◆ **PROBLEM STATEMENT**
Answer with one number only: the number of lines that include the word "index".

◆ **PROVIDED MATERIAL**

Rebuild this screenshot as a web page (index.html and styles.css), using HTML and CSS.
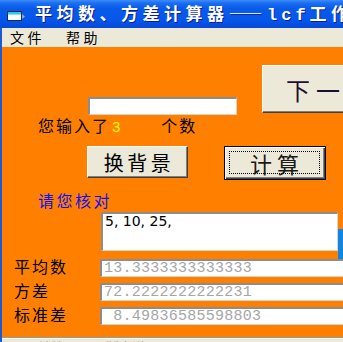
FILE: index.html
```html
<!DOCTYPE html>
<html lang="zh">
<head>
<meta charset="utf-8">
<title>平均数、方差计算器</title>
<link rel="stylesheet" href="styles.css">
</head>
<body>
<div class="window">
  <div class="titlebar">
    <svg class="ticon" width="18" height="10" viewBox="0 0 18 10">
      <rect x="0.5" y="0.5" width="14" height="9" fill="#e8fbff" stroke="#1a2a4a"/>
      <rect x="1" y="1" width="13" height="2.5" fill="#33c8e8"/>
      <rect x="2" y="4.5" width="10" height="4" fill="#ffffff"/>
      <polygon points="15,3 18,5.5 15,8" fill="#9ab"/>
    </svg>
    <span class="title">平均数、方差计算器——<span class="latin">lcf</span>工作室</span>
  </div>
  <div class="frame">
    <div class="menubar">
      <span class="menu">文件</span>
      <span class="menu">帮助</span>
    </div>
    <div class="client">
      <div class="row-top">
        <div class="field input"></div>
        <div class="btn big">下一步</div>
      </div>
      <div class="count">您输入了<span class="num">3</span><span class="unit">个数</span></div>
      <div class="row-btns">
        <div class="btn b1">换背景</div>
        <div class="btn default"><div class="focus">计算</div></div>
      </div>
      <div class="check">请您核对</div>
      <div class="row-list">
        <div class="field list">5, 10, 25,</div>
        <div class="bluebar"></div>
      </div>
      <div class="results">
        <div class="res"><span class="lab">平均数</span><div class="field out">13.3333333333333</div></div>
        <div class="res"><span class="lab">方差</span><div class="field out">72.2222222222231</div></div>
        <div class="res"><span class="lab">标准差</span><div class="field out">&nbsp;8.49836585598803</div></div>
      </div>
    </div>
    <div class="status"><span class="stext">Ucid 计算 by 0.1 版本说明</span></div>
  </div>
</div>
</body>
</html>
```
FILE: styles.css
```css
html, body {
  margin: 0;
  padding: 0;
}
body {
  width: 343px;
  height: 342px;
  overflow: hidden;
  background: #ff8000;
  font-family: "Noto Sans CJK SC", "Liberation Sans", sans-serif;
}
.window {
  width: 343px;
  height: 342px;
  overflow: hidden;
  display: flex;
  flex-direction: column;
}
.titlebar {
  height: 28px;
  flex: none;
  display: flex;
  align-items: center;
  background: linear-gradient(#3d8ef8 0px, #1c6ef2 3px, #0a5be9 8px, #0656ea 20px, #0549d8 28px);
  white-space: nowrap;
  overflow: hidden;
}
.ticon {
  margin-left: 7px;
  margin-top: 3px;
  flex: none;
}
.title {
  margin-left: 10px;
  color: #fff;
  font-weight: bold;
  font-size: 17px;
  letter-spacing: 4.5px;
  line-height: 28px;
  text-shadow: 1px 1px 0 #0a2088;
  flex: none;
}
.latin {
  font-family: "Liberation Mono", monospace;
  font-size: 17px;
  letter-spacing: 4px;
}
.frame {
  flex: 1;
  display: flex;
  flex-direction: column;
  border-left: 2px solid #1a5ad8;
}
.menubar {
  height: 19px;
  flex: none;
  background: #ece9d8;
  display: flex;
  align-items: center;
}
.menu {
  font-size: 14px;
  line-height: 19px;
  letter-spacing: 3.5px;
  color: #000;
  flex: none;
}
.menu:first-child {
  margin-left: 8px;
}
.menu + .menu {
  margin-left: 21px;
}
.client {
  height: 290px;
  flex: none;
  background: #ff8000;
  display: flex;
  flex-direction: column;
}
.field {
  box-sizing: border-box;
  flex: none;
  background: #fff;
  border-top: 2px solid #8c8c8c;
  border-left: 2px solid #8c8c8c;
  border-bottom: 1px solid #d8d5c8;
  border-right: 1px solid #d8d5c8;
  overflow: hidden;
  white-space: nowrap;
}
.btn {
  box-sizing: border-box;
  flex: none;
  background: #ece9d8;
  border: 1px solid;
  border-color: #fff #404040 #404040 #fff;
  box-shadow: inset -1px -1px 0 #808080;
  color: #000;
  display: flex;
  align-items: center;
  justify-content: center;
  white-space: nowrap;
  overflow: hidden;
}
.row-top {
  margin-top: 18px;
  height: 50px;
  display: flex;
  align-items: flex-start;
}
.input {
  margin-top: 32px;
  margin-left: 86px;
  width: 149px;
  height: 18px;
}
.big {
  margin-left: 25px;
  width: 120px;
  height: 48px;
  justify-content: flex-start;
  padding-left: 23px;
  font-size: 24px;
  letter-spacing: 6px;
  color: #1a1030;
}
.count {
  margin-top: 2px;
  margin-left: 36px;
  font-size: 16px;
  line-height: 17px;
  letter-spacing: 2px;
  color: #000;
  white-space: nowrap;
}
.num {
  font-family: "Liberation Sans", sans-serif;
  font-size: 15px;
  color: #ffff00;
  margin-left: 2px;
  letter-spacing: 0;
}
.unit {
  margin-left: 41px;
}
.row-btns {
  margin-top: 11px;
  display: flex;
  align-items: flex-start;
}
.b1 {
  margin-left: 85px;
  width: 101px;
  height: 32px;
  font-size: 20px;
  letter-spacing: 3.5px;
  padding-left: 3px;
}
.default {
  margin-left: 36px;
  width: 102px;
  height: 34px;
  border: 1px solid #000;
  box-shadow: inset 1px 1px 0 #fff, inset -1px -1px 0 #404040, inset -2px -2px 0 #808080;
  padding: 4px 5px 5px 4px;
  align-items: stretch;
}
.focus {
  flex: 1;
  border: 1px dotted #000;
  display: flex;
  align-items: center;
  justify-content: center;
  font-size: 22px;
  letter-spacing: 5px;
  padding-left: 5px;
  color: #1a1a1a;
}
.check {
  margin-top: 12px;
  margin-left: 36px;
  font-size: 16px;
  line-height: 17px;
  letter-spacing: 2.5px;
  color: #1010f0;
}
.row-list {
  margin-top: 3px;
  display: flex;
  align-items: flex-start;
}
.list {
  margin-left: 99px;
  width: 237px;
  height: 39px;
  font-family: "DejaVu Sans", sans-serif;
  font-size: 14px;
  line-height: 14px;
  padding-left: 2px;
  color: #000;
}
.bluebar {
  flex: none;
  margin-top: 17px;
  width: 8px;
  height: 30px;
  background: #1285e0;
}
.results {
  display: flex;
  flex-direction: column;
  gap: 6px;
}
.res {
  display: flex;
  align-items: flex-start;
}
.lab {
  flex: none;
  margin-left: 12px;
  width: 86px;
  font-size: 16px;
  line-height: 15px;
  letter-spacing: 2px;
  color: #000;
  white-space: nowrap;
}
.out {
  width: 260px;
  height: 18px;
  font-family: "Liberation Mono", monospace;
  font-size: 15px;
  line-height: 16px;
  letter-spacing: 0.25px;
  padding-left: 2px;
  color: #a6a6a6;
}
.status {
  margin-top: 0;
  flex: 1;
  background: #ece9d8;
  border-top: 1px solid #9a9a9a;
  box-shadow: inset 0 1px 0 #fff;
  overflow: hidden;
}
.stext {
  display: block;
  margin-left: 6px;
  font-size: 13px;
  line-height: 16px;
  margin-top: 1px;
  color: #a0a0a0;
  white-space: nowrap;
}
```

◆ **TASK RESULT**
2